Your task is to transcribe all of the data below exactly, omitting the images.

-=-=-=-=-

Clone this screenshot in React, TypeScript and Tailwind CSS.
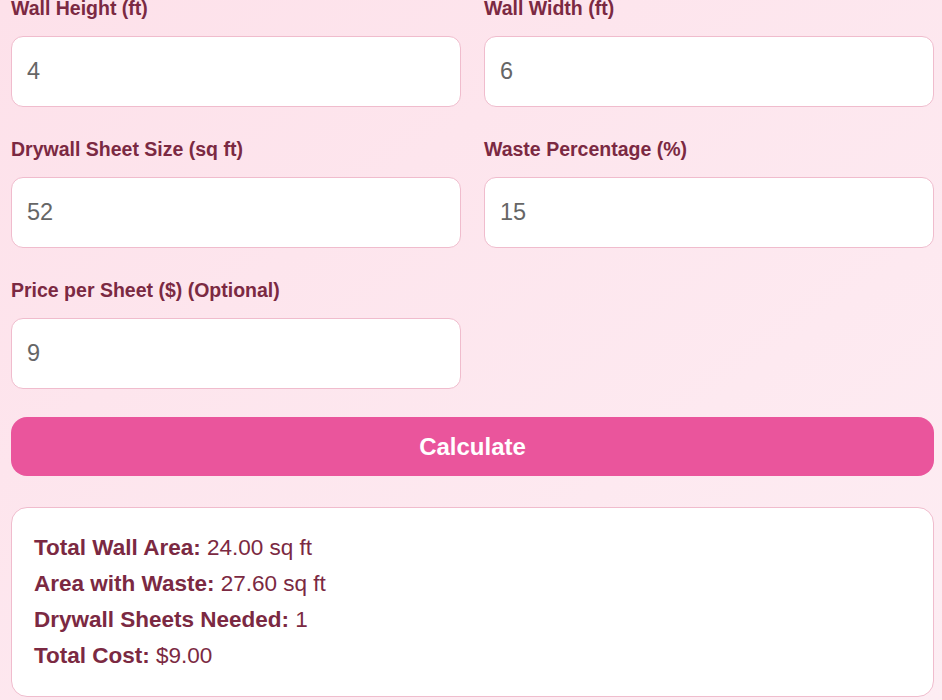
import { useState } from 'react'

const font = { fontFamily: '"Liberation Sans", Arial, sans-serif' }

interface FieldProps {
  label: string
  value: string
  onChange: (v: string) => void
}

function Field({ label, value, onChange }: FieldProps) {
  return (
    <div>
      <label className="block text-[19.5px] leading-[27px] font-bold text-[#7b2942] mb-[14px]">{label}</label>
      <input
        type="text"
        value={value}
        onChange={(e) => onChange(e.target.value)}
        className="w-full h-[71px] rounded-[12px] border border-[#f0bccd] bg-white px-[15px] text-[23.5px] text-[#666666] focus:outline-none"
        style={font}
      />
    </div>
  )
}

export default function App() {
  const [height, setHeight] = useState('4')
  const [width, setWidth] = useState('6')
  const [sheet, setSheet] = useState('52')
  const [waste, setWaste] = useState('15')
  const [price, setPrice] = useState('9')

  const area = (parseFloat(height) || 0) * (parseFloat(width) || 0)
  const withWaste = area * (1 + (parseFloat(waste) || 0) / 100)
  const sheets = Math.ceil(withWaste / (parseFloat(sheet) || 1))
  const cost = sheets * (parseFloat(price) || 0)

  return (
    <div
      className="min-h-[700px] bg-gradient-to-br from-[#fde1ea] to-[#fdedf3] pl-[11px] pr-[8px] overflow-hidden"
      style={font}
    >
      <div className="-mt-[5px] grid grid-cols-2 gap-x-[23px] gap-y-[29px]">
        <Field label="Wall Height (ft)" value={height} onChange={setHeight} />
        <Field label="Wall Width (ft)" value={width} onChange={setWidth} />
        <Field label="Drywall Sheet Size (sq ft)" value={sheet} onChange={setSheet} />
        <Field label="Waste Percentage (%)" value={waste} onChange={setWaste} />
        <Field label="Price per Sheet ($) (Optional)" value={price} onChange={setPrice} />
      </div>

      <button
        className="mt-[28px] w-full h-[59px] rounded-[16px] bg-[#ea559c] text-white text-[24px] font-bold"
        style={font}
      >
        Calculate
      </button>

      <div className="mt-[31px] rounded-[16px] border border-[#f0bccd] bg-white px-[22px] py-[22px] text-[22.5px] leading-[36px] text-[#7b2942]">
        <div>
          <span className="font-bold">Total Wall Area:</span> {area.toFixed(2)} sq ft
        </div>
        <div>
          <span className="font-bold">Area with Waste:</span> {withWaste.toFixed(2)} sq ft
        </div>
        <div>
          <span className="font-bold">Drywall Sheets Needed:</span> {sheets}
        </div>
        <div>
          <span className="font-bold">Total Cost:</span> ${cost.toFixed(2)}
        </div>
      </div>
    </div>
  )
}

-=-=-=-=-

* _Exercise solution_
Clone this screenshot in React, TypeScript and Tailwind CSS.
import { useState } from 'react'

const font = { fontFamily: '"Liberation Sans", Arial, sans-serif' }

interface FieldProps {
  label: string
  value: string
  onChange: (v: string) => void
}

function Field({ label, value, onChange }: FieldProps) {
  return (
    <div>
      <label className="block text-[19.5px] leading-[27px] font-bold text-[#7b2942] mb-[14px]">{label}</label>
      <input
        type="text"
        value={value}
        onChange={(e) => onChange(e.target.value)}
        className="w-full h-[71px] rounded-[12px] border border-[#f0bccd] bg-white px-[15px] text-[23.5px] text-[#666666] focus:outline-none"
        style={font}
      />
    </div>
  )
}

export default function App() {
  const [height, setHeight] = useState('4')
  const [width, setWidth] = useState('6')
  const [sheet, setSheet] = useState('52')
  const [waste, setWaste] = useState('15')
  const [price, setPrice] = useState('9')

  const area = (parseFloat(height) || 0) * (parseFloat(width) || 0)
  const withWaste = area * (1 + (parseFloat(waste) || 0) / 100)
  const sheets = Math.ceil(withWaste / (parseFloat(sheet) || 1))
  const cost = sheets * (parseFloat(price) || 0)

  return (
    <div
      className="min-h-[700px] bg-gradient-to-br from-[#fde1ea] to-[#fdedf3] pl-[11px] pr-[8px] overflow-hidden"
      style={font}
    >
      <div className="-mt-[5px] grid grid-cols-2 gap-x-[23px] gap-y-[29px]">
        <Field label="Wall Height (ft)" value={height} onChange={setHeight} />
        <Field label="Wall Width (ft)" value={width} onChange={setWidth} />
        <Field label="Drywall Sheet Size (sq ft)" value={sheet} onChange={setSheet} />
        <Field label="Waste Percentage (%)" value={waste} onChange={setWaste} />
        <Field label="Price per Sheet ($) (Optional)" value={price} onChange={setPrice} />
      </div>

      <button
        className="mt-[28px] w-full h-[59px] rounded-[16px] bg-[#ea559c] text-white text-[24px] font-bold"
        style={font}
      >
        Calculate
      </button>

      <div className="mt-[31px] rounded-[16px] border border-[#f0bccd] bg-white px-[22px] py-[22px] text-[22.5px] leading-[36px] text-[#7b2942]">
        <div>
          <span className="font-bold">Total Wall Area:</span> {area.toFixed(2)} sq ft
        </div>
        <div>
          <span className="font-bold">Area with Waste:</span> {withWaste.toFixed(2)} sq ft
        </div>
        <div>
          <span className="font-bold">Drywall Sheets Needed:</span> {sheets}
        </div>
        <div>
          <span className="font-bold">Total Cost:</span> ${cost.toFixed(2)}
        </div>
      </div>
    </div>
  )
}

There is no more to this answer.